Meu pai se aposentou dos quadrinhos no começo da década de 80, e claro, faleceu em 1994. Lee teve trinta e cinco anos de publicidade incontestada, naturalmente, usando o sucesso e a marca da Marvel para se promover. As décadas de autopromoção de Stan Lee culminaram com suas aparições em 35 filmes da Marvel, começando com ‘X-Men’, em 2000, cimentando sua fama como o criador de tudo da Marvel para uma audiência leiga de milhões de pessoas, que não estavam familiarizadas com a verdadeira história da Marvel Comics. O primeiro crédito dado ao meu pai não surgiu até os créditos de ‘Homem de Ferro’, de 2008, após os nomes de Stan Lee, Larry Lieber e Don Heck.
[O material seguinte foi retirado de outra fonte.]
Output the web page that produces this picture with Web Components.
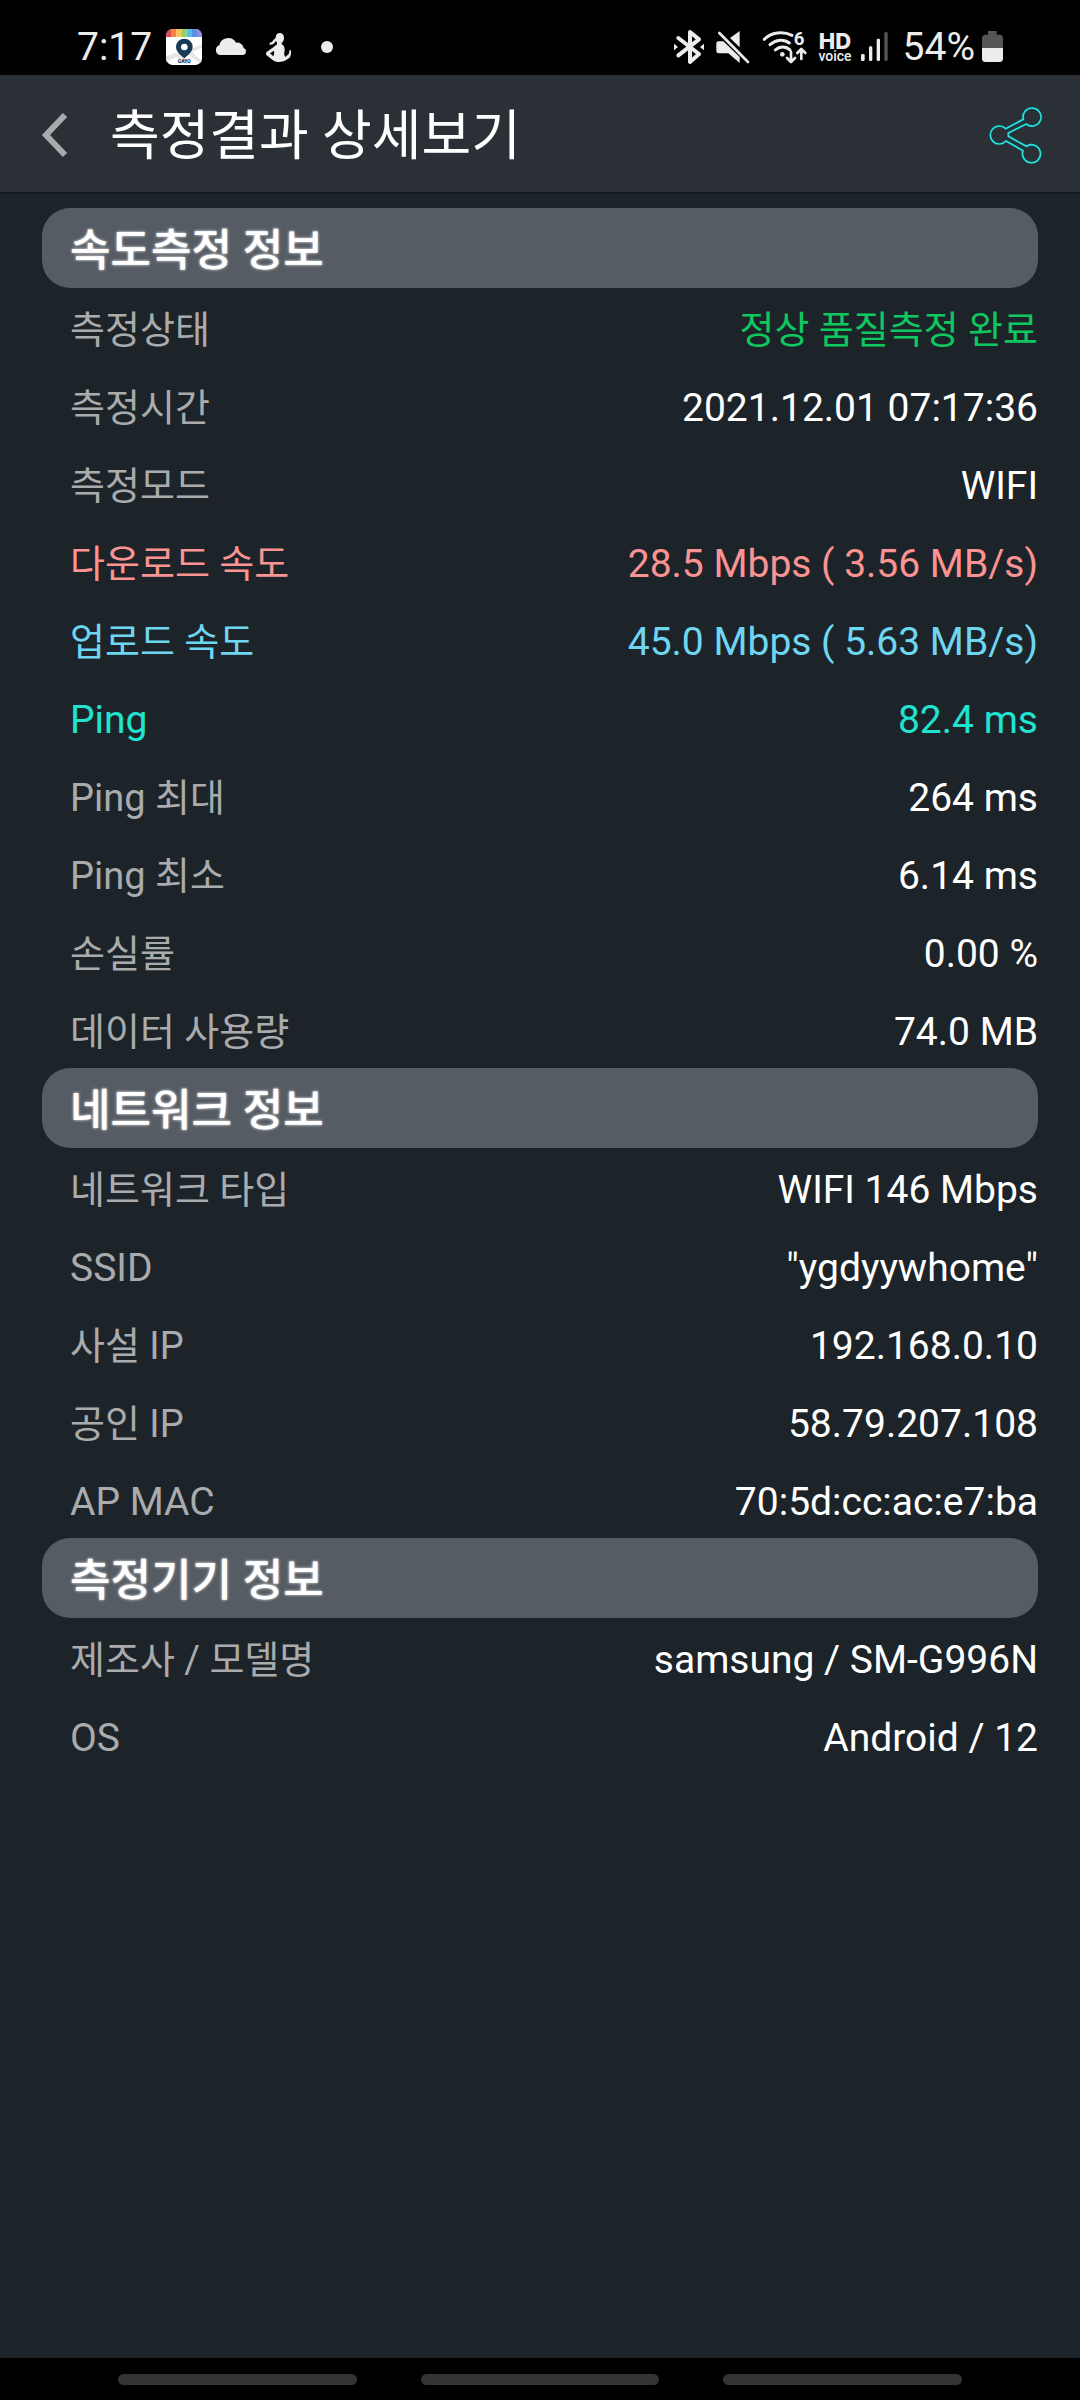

A batalha pelos direitos de criação existe desde a primeira inscrição em uma tabuleta babilônica. Mas já passou da hora de acertarmos pelo menos esse capítulo na história da arte/literatura. É isso.
Neal Kirby (filho de Jack Kirby)”
Como bem apontado pela carta de Neal, não é de hoje que existe controvérsias a respeito das criações dos heróis da Marvel Comics, uma vez que Stan Lee acabou sendo creditado durante anos como o criador “principal” da editora, relegando a um posto secundário nomes como Jack Kirby, Steve Ditko, Don Heck e muitos outros responsáveis pelo desenvolvimento da arte e das histórias desses personagens.
Nascido em agosto de 1917, Jack Kirby foi desenhista, ilustrador, arte-finalista, roteirista e editor de quadrinhos. O autor começou sua carreira em 1930, realizando diversas criações para a nona arte, até que vivenciou grande sucesso graças ao Capitão América, que ele cocriou ao lado de Joe Simon, em 1940.
Durante esse período, ele fez várias criações para a National Comics (que viria a se tornar a DC Comics), antes de se estabelecer ao lado de Stan Lee, criando boa parte do panteão da Marvel Comics na década de 60. Seus créditos se estendem a heróis como o Quarteto Fantástico, os Inumanos, o Pantera Negra, os Eternos, os Vingadores, o Hulk e o Surfista Prateado, entre outros.